Task requirements: Print the listing in its entirety and exactly, leaving out images.

--- Start ---

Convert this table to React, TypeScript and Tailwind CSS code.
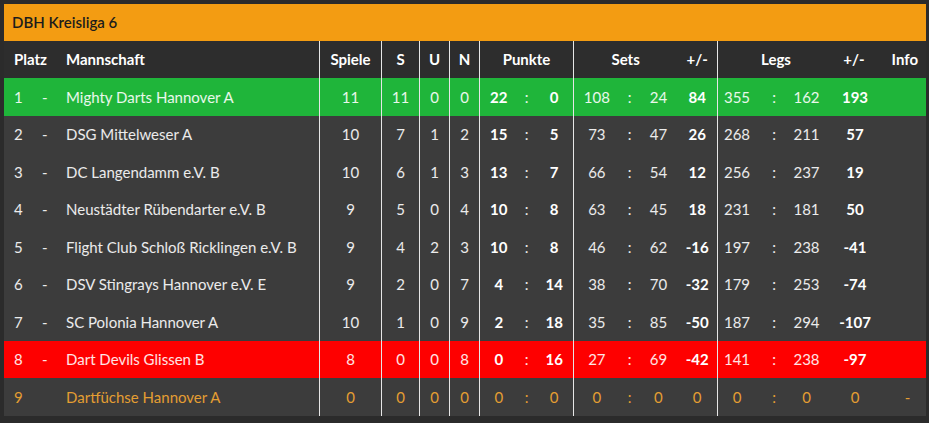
const rows = [
  { p: 1, team: 'Mighty Darts Hannover A', sp: 10 + 1, s: 11, u: 0, n: 0, pp: 22, pm: 0, sw: 108, sl: 24, sd: '84', lw: 355, ll: 162, ld: '193', kind: 'up' },
  { p: 2, team: 'DSG Mittelweser A', sp: 10, s: 7, u: 1, n: 2, pp: 15, pm: 5, sw: 73, sl: 47, sd: '26', lw: 268, ll: 211, ld: '57', kind: '' },
  { p: 3, team: 'DC Langendamm e.V. B', sp: 10, s: 6, u: 1, n: 3, pp: 13, pm: 7, sw: 66, sl: 54, sd: '12', lw: 256, ll: 237, ld: '19', kind: '' },
  { p: 4, team: 'Neustädter Rübendarter e.V. B', sp: 9, s: 5, u: 0, n: 4, pp: 10, pm: 8, sw: 63, sl: 45, sd: '18', lw: 231, ll: 181, ld: '50', kind: '' },
  { p: 5, team: 'Flight Club Schloß Ricklingen e.V. B', sp: 9, s: 4, u: 2, n: 3, pp: 10, pm: 8, sw: 46, sl: 62, sd: '-16', lw: 197, ll: 238, ld: '-41', kind: '' },
  { p: 6, team: 'DSV Stingrays Hannover e.V. E', sp: 9, s: 2, u: 0, n: 7, pp: 4, pm: 14, sw: 38, sl: 70, sd: '-32', lw: 179, ll: 253, ld: '-74', kind: '' },
  { p: 7, team: 'SC Polonia Hannover A', sp: 10, s: 1, u: 0, n: 9, pp: 2, pm: 18, sw: 35, sl: 85, sd: '-50', lw: 187, ll: 294, ld: '-107', kind: '' },
  { p: 8, team: 'Dart Devils Glissen B', sp: 8, s: 0, u: 0, n: 8, pp: 0, pm: 16, sw: 27, sl: 69, sd: '-42', lw: 141, ll: 238, ld: '-97', kind: 'down' },
  { p: 9, team: 'Dartfüchse Hannover A', sp: 0, s: 0, u: 0, n: 0, pp: 0, pm: 0, sw: 0, sl: 0, sd: '0', lw: 0, ll: 0, ld: '0', kind: 'none' },
];

const line = 'border-l border-[#e6e6e6]';

export default function App() {
  return (
    <div className="w-[929px] h-[423px] bg-[#2b2b2b] pt-[4px] pl-[4px] pr-[3px] font-['Lato','Liberation_Sans',sans-serif] text-[15px]">
      <div className="h-[37px] bg-[#f39c12] flex items-center pl-[8px] text-[#1c1c1c] font-semibold">
        DBH Kreisliga 6
      </div>

      <div className="flex h-[37px] bg-[#2d2d2d] text-white font-bold items-stretch">
        <div className="w-[315px] flex items-center pl-[10px]">
          <div className="w-[52px]">Platz</div>
          <div>Mannschaft</div>
        </div>
        <div className={`w-[62px] flex items-center justify-center ${line}`}>Spiele</div>
        <div className={`w-[38px] flex items-center justify-center ${line}`}>S</div>
        <div className={`w-[30px] flex items-center justify-center ${line}`}>U</div>
        <div className={`w-[30px] flex items-center justify-center ${line}`}>N</div>
        <div className={`w-[94px] flex items-center justify-center ${line}`}>Punkte</div>
        <div className={`w-[144px] flex items-center ${line}`}>
          <div className="w-[104px] text-center">Sets</div>
          <div className="w-[40px] text-center">+/-</div>
        </div>
        <div className={`flex-1 flex items-center ${line}`}>
          <div className="w-[116px] text-center">Legs</div>
          <div className="w-[40px] text-center">+/-</div>
          <div className="flex-1 text-right pr-[8px]">Info</div>
        </div>
      </div>

      {rows.map((r) => {
        const bg = r.kind === 'up' ? 'bg-[#1fb53a]' : r.kind === 'down' ? 'bg-[#fe0000]' : 'bg-[#3c3c3c]';
        const txt = r.kind === 'none' ? 'text-[#e49e32]' : 'text-white/90';
        const bold = r.kind === 'none' ? '' : 'font-bold text-white';
        return (
          <div key={r.p} className={`flex h-[37.5px] items-stretch ${bg} ${txt}`}>
            <div className="w-[315px] flex items-center pl-[10px]">
              <div className="w-[28px]">{r.p}</div>
              <div className="w-[24px]">{r.kind === 'none' ? '' : '-'}</div>
              <div>{r.team}</div>
            </div>
            <div className={`w-[62px] flex items-center justify-center ${line}`}>{r.sp}</div>
            <div className={`w-[38px] flex items-center justify-center ${line}`}>{r.s}</div>
            <div className={`w-[30px] flex items-center justify-center ${line}`}>{r.u}</div>
            <div className={`w-[30px] flex items-center justify-center ${line}`}>{r.n}</div>
            <div className={`w-[94px] flex items-center ${line}`}>
              <div className={`w-[38px] text-center ${bold}`}>{r.pp}</div>
              <div className="w-[18px] text-center">:</div>
              <div className={`w-[38px] text-center ${bold}`}>{r.pm}</div>
            </div>
            <div className={`w-[144px] flex items-center ${line}`}>
              <div className="w-[46px] text-center">{r.sw}</div>
              <div className="w-[20px] text-center">:</div>
              <div className="w-[38px] text-center">{r.sl}</div>
              <div className={`w-[40px] text-center ${bold}`}>{r.sd}</div>
            </div>
            <div className={`flex-1 flex items-center ${line}`}>
              <div className="w-[38px] text-center">{r.lw}</div>
              <div className="w-[36px] text-center">:</div>
              <div className="w-[29px] text-center">{r.ll}</div>
              <div className={`w-[68px] text-center ${bold}`}>{r.ld}</div>
              <div className="flex-1 text-center">{r.kind === 'none' ? '-' : ''}</div>
            </div>
          </div>
        );
      })}
    </div>
  );
}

--- End ---

Response:
Convert this table to React, TypeScript and Tailwind CSS code.
const rows = [
  { p: 1, team: 'Mighty Darts Hannover A', sp: 10 + 1, s: 11, u: 0, n: 0, pp: 22, pm: 0, sw: 108, sl: 24, sd: '84', lw: 355, ll: 162, ld: '193', kind: 'up' },
  { p: 2, team: 'DSG Mittelweser A', sp: 10, s: 7, u: 1, n: 2, pp: 15, pm: 5, sw: 73, sl: 47, sd: '26', lw: 268, ll: 211, ld: '57', kind: '' },
  { p: 3, team: 'DC Langendamm e.V. B', sp: 10, s: 6, u: 1, n: 3, pp: 13, pm: 7, sw: 66, sl: 54, sd: '12', lw: 256, ll: 237, ld: '19', kind: '' },
  { p: 4, team: 'Neustädter Rübendarter e.V. B', sp: 9, s: 5, u: 0, n: 4, pp: 10, pm: 8, sw: 63, sl: 45, sd: '18', lw: 231, ll: 181, ld: '50', kind: '' },
  { p: 5, team: 'Flight Club Schloß Ricklingen e.V. B', sp: 9, s: 4, u: 2, n: 3, pp: 10, pm: 8, sw: 46, sl: 62, sd: '-16', lw: 197, ll: 238, ld: '-41', kind: '' },
  { p: 6, team: 'DSV Stingrays Hannover e.V. E', sp: 9, s: 2, u: 0, n: 7, pp: 4, pm: 14, sw: 38, sl: 70, sd: '-32', lw: 179, ll: 253, ld: '-74', kind: '' },
  { p: 7, team: 'SC Polonia Hannover A', sp: 10, s: 1, u: 0, n: 9, pp: 2, pm: 18, sw: 35, sl: 85, sd: '-50', lw: 187, ll: 294, ld: '-107', kind: '' },
  { p: 8, team: 'Dart Devils Glissen B', sp: 8, s: 0, u: 0, n: 8, pp: 0, pm: 16, sw: 27, sl: 69, sd: '-42', lw: 141, ll: 238, ld: '-97', kind: 'down' },
  { p: 9, team: 'Dartfüchse Hannover A', sp: 0, s: 0, u: 0, n: 0, pp: 0, pm: 0, sw: 0, sl: 0, sd: '0', lw: 0, ll: 0, ld: '0', kind: 'none' },
];

const line = 'border-l border-[#e6e6e6]';

export default function App() {
  return (
    <div className="w-[929px] h-[423px] bg-[#2b2b2b] pt-[4px] pl-[4px] pr-[3px] font-['Lato','Liberation_Sans',sans-serif] text-[15px]">
      <div className="h-[37px] bg-[#f39c12] flex items-center pl-[8px] text-[#1c1c1c] font-semibold">
        DBH Kreisliga 6
      </div>

      <div className="flex h-[37px] bg-[#2d2d2d] text-white font-bold items-stretch">
        <div className="w-[315px] flex items-center pl-[10px]">
          <div className="w-[52px]">Platz</div>
          <div>Mannschaft</div>
        </div>
        <div className={`w-[62px] flex items-center justify-center ${line}`}>Spiele</div>
        <div className={`w-[38px] flex items-center justify-center ${line}`}>S</div>
        <div className={`w-[30px] flex items-center justify-center ${line}`}>U</div>
        <div className={`w-[30px] flex items-center justify-center ${line}`}>N</div>
        <div className={`w-[94px] flex items-center justify-center ${line}`}>Punkte</div>
        <div className={`w-[144px] flex items-center ${line}`}>
          <div className="w-[104px] text-center">Sets</div>
          <div className="w-[40px] text-center">+/-</div>
        </div>
        <div className={`flex-1 flex items-center ${line}`}>
          <div className="w-[116px] text-center">Legs</div>
          <div className="w-[40px] text-center">+/-</div>
          <div className="flex-1 text-right pr-[8px]">Info</div>
        </div>
      </div>

      {rows.map((r) => {
        const bg = r.kind === 'up' ? 'bg-[#1fb53a]' : r.kind === 'down' ? 'bg-[#fe0000]' : 'bg-[#3c3c3c]';
        const txt = r.kind === 'none' ? 'text-[#e49e32]' : 'text-white/90';
        const bold = r.kind === 'none' ? '' : 'font-bold text-white';
        return (
          <div key={r.p} className={`flex h-[37.5px] items-stretch ${bg} ${txt}`}>
            <div className="w-[315px] flex items-center pl-[10px]">
              <div className="w-[28px]">{r.p}</div>
              <div className="w-[24px]">{r.kind === 'none' ? '' : '-'}</div>
              <div>{r.team}</div>
            </div>
            <div className={`w-[62px] flex items-center justify-center ${line}`}>{r.sp}</div>
            <div className={`w-[38px] flex items-center justify-center ${line}`}>{r.s}</div>
            <div className={`w-[30px] flex items-center justify-center ${line}`}>{r.u}</div>
            <div className={`w-[30px] flex items-center justify-center ${line}`}>{r.n}</div>
            <div className={`w-[94px] flex items-center ${line}`}>
              <div className={`w-[38px] text-center ${bold}`}>{r.pp}</div>
              <div className="w-[18px] text-center">:</div>
              <div className={`w-[38px] text-center ${bold}`}>{r.pm}</div>
            </div>
            <div className={`w-[144px] flex items-center ${line}`}>
              <div className="w-[46px] text-center">{r.sw}</div>
              <div className="w-[20px] text-center">:</div>
              <div className="w-[38px] text-center">{r.sl}</div>
              <div className={`w-[40px] text-center ${bold}`}>{r.sd}</div>
            </div>
            <div className={`flex-1 flex items-center ${line}`}>
              <div className="w-[38px] text-center">{r.lw}</div>
              <div className="w-[36px] text-center">:</div>
              <div className="w-[29px] text-center">{r.ll}</div>
              <div className={`w-[68px] text-center ${bold}`}>{r.ld}</div>
              <div className="flex-1 text-center">{r.kind === 'none' ? '-' : ''}</div>
            </div>
          </div>
        );
      })}
    </div>
  );
}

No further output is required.